The Christian is a 1911 Australian silent film starring Roy Redgrave and Eugenie Duggan. It was the first film directed by Franklyn Barrett. The film was based on Hall Caine's play adapted from his novel The Christian which was published in 1897 and the first British novel to sell one million copies. It is considered a lost film.

Plot
Clergyman John Storm is doing mission work in the slums of London when he meets Glory, a girl from the country, who has been persuaded by Lord Robert Ure to seek a career on the stage. Storm tries to persuade Glory not to do it but she refuses. He then asks Lord Ure, which so infuriates him he sends someone to burn down Storm's mission hall. Storm is unconscious inside but he is rescued at the last minute. He goes to see Glory, determined to save her soul, by killing her if need be. But he comes to his senses and the two of them are married.

Cast
Roy Redgrave as John Storm
Rutland Beckett as Lord Robert Ure
Eugenie Duggan as Glory Quayle
Olive Wilton as Polly Love
Marie D'Alton as Lady Robert Ure
Lily Bryer as Mrs James Callender
Alfred Harford as Lord Storm
Edmund Duggan as Father Enderby
Fred Kehoe as Parson Quayle
Bert Bailey as Archdeacon Wealthy
George Kensington as Brother Paul
Max Clifton as Horatio Drake
Gus Franks as Mr Jupe
Mabs Howth as Liza

Production
The film is based on a popular play that had been recently been produced in Sydney by William Anderson in September 1911. Roy Redgrave had played the role of John Storm in England for two years prior to coming to Australia.

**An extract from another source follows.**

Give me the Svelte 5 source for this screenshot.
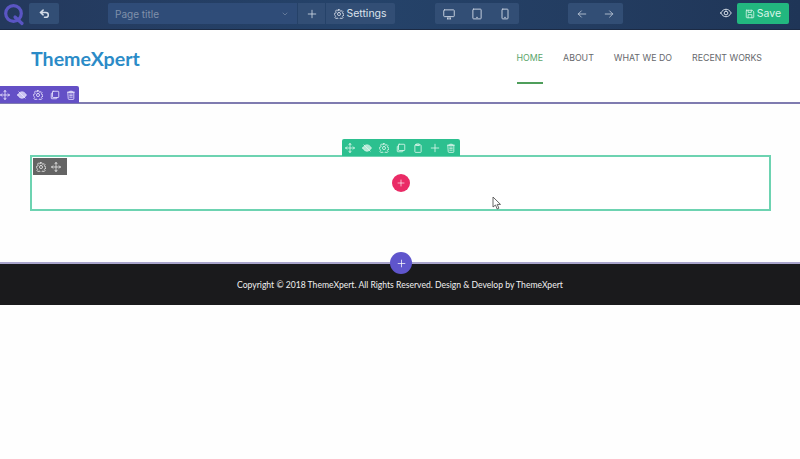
<script>
  const P = {
    move: 'M8 1v14M1 8h14M8 1 6 3M8 1l2 2M8 15l-2-2M8 15l2-2M1 8l2-2M1 8l2 2M15 8l-2-2M15 8l-2 2',
    eye: 'M1 8c2-3.500 4.500-5 7-5s5 1.500 7 5c-2 3.500-4.500 5-7 5s-5-1.500-7-5zM3 3l10 10',
    eyeopen: 'M1 8c2-3.500 4.500-5 7-5s5 1.500 7 5c-2 3.500-4.500 5-7 5s-5-1.500-7-5zM8 5.500a2.500 2.500 0 1 0 0 5 2.500 2.500 0 0 0 0-5z',
    gear: 'M6.800 1h2.400l.4 2 1.500.7 1.800-1.100 1.600 1.700-1.100 1.700.7 1.500 1.900.4v2.300l-1.900.4-.7 1.500 1.100 1.800-1.600 1.600-1.800-1.100-1.500.7-.4 1.900H6.800l-.4-1.900-1.500-.7-1.800 1.100-1.600-1.600 1.100-1.800-.7-1.500L.9 9.200V6.900l1.900-.4.7-1.500-1.100-1.700 1.600-1.700 1.800 1.100 1.500-.7zM8 5.500a2.500 2.500 0 1 0 0 5 2.500 2.500 0 0 0 0-5z',
    copy: 'M5 2h8a1 1 0 0 1 1 1v8a1 1 0 0 1-1 1H5a1 1 0 0 1-1-1V3a1 1 0 0 1 1-1zM4 5H3a1 1 0 0 0-1 1v7a1 1 0 0 0 1 1h7a1 1 0 0 0 1-1v-1',
    paste: 'M4 3h8a1 1 0 0 1 1 1v10a1 1 0 0 1-1 1H4a1 1 0 0 1-1-1V4a1 1 0 0 1 1-1zM6 1.500h4V4H6z',
    plus: 'M8 2v12M2 8h12',
    trash: 'M2.500 3.500h11M6 3.500V2h4v1.500M3.500 3.500h9V14a1 1 0 0 1-1 1h-7a1 1 0 0 1-1-1zM6 6.500h4M6 9h4M6 11.500h4',
    undo: 'M6 3 2 6.500 6 10M2 6.500h8a3.500 3.500 0 0 1 0 7H8',
    chev: 'M4 6l4 4 4-4',
    desktop: 'M2 2.500h12a1 1 0 0 1 1 1v7a1 1 0 0 1-1 1H2a1 1 0 0 1-1-1v-7a1 1 0 0 1 1-1zM6 14.500h4M7 11.500l-1 3M9 11.500l1 3',
    tablet: 'M3.500 1.500h9a1 1 0 0 1 1 1v11a1 1 0 0 1-1 1h-9a1 1 0 0 1-1-1v-11a1 1 0 0 1 1-1zM7.500 12.500h1',
    phone: 'M5 1.500h6a1 1 0 0 1 1 1v11a1 1 0 0 1-1 1H5a1 1 0 0 1-1-1v-11a1 1 0 0 1 1-1zM7.500 12.500h1',
    left: 'M14 8H2M7 3 2 8l5 5',
    right: 'M2 8h12M9 3l5 5-5 5',
    save: 'M2.500 2h9l2.500 2.500V13a1 1 0 0 1-1 1H3a1 1 0 0 1-1-1V3a1 1 0 0 1 .500-1zM5 2v3.500h5V2M5 14V9h6v5'
  };
  const rowTools = ['move', 'eye', 'gear', 'copy', 'trash'];
  const colTools = ['move', 'eye', 'gear', 'copy', 'paste', 'plus', 'trash'];
  const nav = ['HOME', 'ABOUT', 'WHAT WE DO', 'RECENT WORKS'];
</script>

{#snippet icon(name, size = 11)}
  <svg class="icon i-{name}" width={size} height={size} viewBox="0 0 16 16" aria-hidden="true"><path d={P[name]} /></svg>
{/snippet}

<div class="page">
  <div class="topbar">
    <svg class="logo" width="22" height="24" viewBox="0 0 22 24" aria-hidden="true">
      <circle cx="10.500" cy="11.500" r="7.800" />
      <path d="M12 15l7 6.500" />
    </svg>
    <button class="btn undo">{@render icon('undo', 11)}</button>
    <div class="title-group">
      <div class="select"><span>Page title</span>{@render icon('chev', 8)}</div>
      <button class="btn add">{@render icon('plus', 10)}</button>
      <button class="btn settings">{@render icon('gear', 10)}<span>Settings</span></button>
    </div>
    <div class="btn-group devices">
      <button class="btn">{@render icon('desktop', 12)}</button>
      <button class="btn">{@render icon('tablet', 12)}</button>
      <button class="btn">{@render icon('phone', 12)}</button>
    </div>
    <div class="btn-group history">
      <button class="btn">{@render icon('left', 10)}</button>
      <button class="btn">{@render icon('right', 10)}</button>
    </div>
    <span class="preview">{@render icon('eyeopen', 12)}</span>
    <button class="save">{@render icon('save', 10)}<span>Save</span></button>
  </div>

  <header class="header">
    <a class="brand" href="#top">ThemeXpert</a>
    <nav class="nav">
      {#each nav as item, i}
        <a class:active={i === 0} href="#top">{item}</a>
      {/each}
    </nav>
    <div class="tools row-tools">
      {#each rowTools as t}{@render icon(t, 10)}{/each}
    </div>
  </header>

  <section class="section">
    <div class="column">
      <div class="tools col-tools">
        {#each colTools as t}{@render icon(t, 10)}{/each}
      </div>
      <div class="mini-tools">
        {@render icon('gear', 10)}{@render icon('move', 10)}
      </div>
      <button class="add-el">{@render icon('plus', 8)}</button>
    </div>
  </section>

  <footer class="footer">
    <button class="add-sec">{@render icon('plus', 9)}</button>
    <p>Copyright © 2018 ThemeXpert. All Rights Reserved. Design &amp; Develop by ThemeXpert</p>
  </footer>

  <svg class="cursor" width="10" height="14" viewBox="0 0 10 14" aria-hidden="true">
    <path d="M1 1v10l2.500-2 1.700 4 1.700-.8-1.700-3.800H8.500z" />
  </svg>
</div>

<style>
  :global(body) { margin: 0; background: #fff; }
  .page {
    position: relative;
    width: 800px;
    height: 459px;
    overflow: hidden;
    background: #fefefe;
    font-family: "Inter", "Liberation Sans", sans-serif;
  }
  .icon { fill: none; stroke: currentColor; stroke-width: 1.300; stroke-linecap: round; stroke-linejoin: round; display: block; flex: none; }
  .i-eye { fill: currentColor; fill-opacity: 0.75; }
  .i-undo { stroke-width: 2.200; }
  button { border: 0; padding: 0; font: inherit; color: inherit; display: flex; align-items: center; justify-content: center; }

  .topbar {
    height: 30px;
    box-sizing: border-box;
    display: flex;
    align-items: flex-start;
    padding-top: 3px;
    background: linear-gradient(90deg, #24395d 0%, #25436a 45%, #233c60 75%, #1f3557 100%);
    border-bottom: 1px solid #1b2a44;
    color: #d7dfea;
    font-size: 10px;
  }
  .logo { flex: none; margin: -1px 0 0 3px; fill: none; stroke: #5a55c4; stroke-width: 3.200; stroke-linecap: round; }
  .btn { background: #324e75; height: 21px; color: #d4dce8; }
  .undo { width: 30px; margin-left: 4px; border-radius: 2px; }
  .title-group { display: flex; gap: 1px; margin-left: 49px; }
  .select {
    width: 189px;
    height: 21px;
    box-sizing: border-box;
    display: flex;
    align-items: center;
    justify-content: space-between;
    padding: 0 8px 0 7px;
    background: #2f4c78;
    color: #7f90aa;
    border-radius: 2px 0 0 2px;
  }
  .add { width: 27px; }
  .settings { width: 69px; gap: 2px; border-radius: 0 2px 2px 0; font-size: 10.500px; color: #dbe2ec; }
  .btn-group { display: flex; gap: 0; border-radius: 2px; overflow: hidden; }
  .devices { margin-left: 40px; }
  .devices .btn { width: 28px; color: #c6d0de; }
  .history { margin-left: 49px; }
  .history .btn { width: 27.500px; color: #c6d0de; }
  .preview { margin: 4px 4px 0 97px; color: #dfe5ee; width: 13px; }
  .save {
    width: 52px;
    height: 21px;
    gap: 2px;
    background: #22b77f;
    color: #d8f5e9;
    border-radius: 2px;
    font-size: 10.500px;
  }

  .header {
    position: relative;
    height: 74px;
    box-sizing: border-box;
    display: flex;
    justify-content: space-between;
    padding: 0 38px 0 31px;
    background: #fff;
    border-bottom: 2px solid #7f7bb0;
  }
  .brand {
    margin-top: 15px;
    font-family: "Lato", "Liberation Sans", sans-serif;
    font-size: 19.600px;
    font-weight: 700;
    line-height: 27px;
    color: #2b8bc7;
    text-decoration: none;
  }
  .nav { display: flex; gap: 20px; }
  .nav a {
    height: 54px;
    box-sizing: border-box;
    padding-top: 22px;
    font-size: 8.800px;
    line-height: 12px;
    color: #66686c;
    text-decoration: none;
    border-bottom: 2px solid transparent;
  }
  .nav a.active { color: #5aa56b; border-bottom-color: #4f9e5b; }

  .tools { position: absolute; display: flex; align-items: center; color: #ece9ff; }
  .row-tools {
    left: 0;
    bottom: -1px;
    width: 79px;
    height: 17px;
    gap: 6.600px;
    box-sizing: border-box;
    background: #6450c6;
    border-radius: 0 2px 0 0;
  }

  .section { height: 158px; padding: 51px 29px 0 30px; box-sizing: border-box; }
  .column {
    position: relative;
    height: 56px;
    box-sizing: border-box;
    border: 2px solid #6dd3b1;
    background: #fff;
  }
  .col-tools {
    left: 310px;
    top: -18px;
    width: 118px;
    height: 17px;
    justify-content: space-around;
    background: #2cc08f;
    border-radius: 2px 2px 0 0;
    color: #dff7ee;
  }
  .mini-tools {
    position: absolute;
    left: 1px;
    top: 1px;
    width: 34px;
    height: 17px;
    box-sizing: border-box;
    padding-left: 3px;
    display: flex;
    align-items: center;
    gap: 5px;
    background: #646464;
    color: #e8e8e8;
  }
  .add-el {
    position: absolute;
    left: 360px;
    top: 17px;
    width: 18px;
    height: 18px;
    border-radius: 50%;
    background: #ea2b66;
    color: #fff;
  }

  .footer {
    position: relative;
    height: 43px;
    box-sizing: border-box;
    background: #1a1a1c;
    border-top: 2px solid #a9a5cc;
    color: #f0f0f0;
  }
  .footer p {
    margin: 0;
    padding-top: 15px;
    text-align: center;
    font-family: "Lato", "Liberation Sans", sans-serif;
    font-size: 8.600px;
    line-height: 13px;
  }
  .add-sec {
    position: absolute;
    left: 390px;
    top: -12px;
    width: 22px;
    height: 22px;
    border-radius: 50%;
    background: #5f55cc;
    color: #fff;
  }
  .cursor { position: absolute; left: 492px; top: 196px; fill: #fff; stroke: #555; stroke-width: 0.900; }
</style>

Indoor scenes were shot at Wonderland in Bondi, which was owned by Anderson.

Shooting also appears to have taken place at West's studios, which were on top of their headquarters in Pitt Street, Sydney.

Roy Redgrave later claimed that he produced the picture:
I had a very strenuous time producing this picture, as I had also to play John Storm, the while I was telling the members who were acting in the scenes what to do. All the time I was doing this I thought that when The Christian was thrown upon the white screen John Storm would be mistaken for a ventriloquist. It turned out to the satisfaction of all concerned.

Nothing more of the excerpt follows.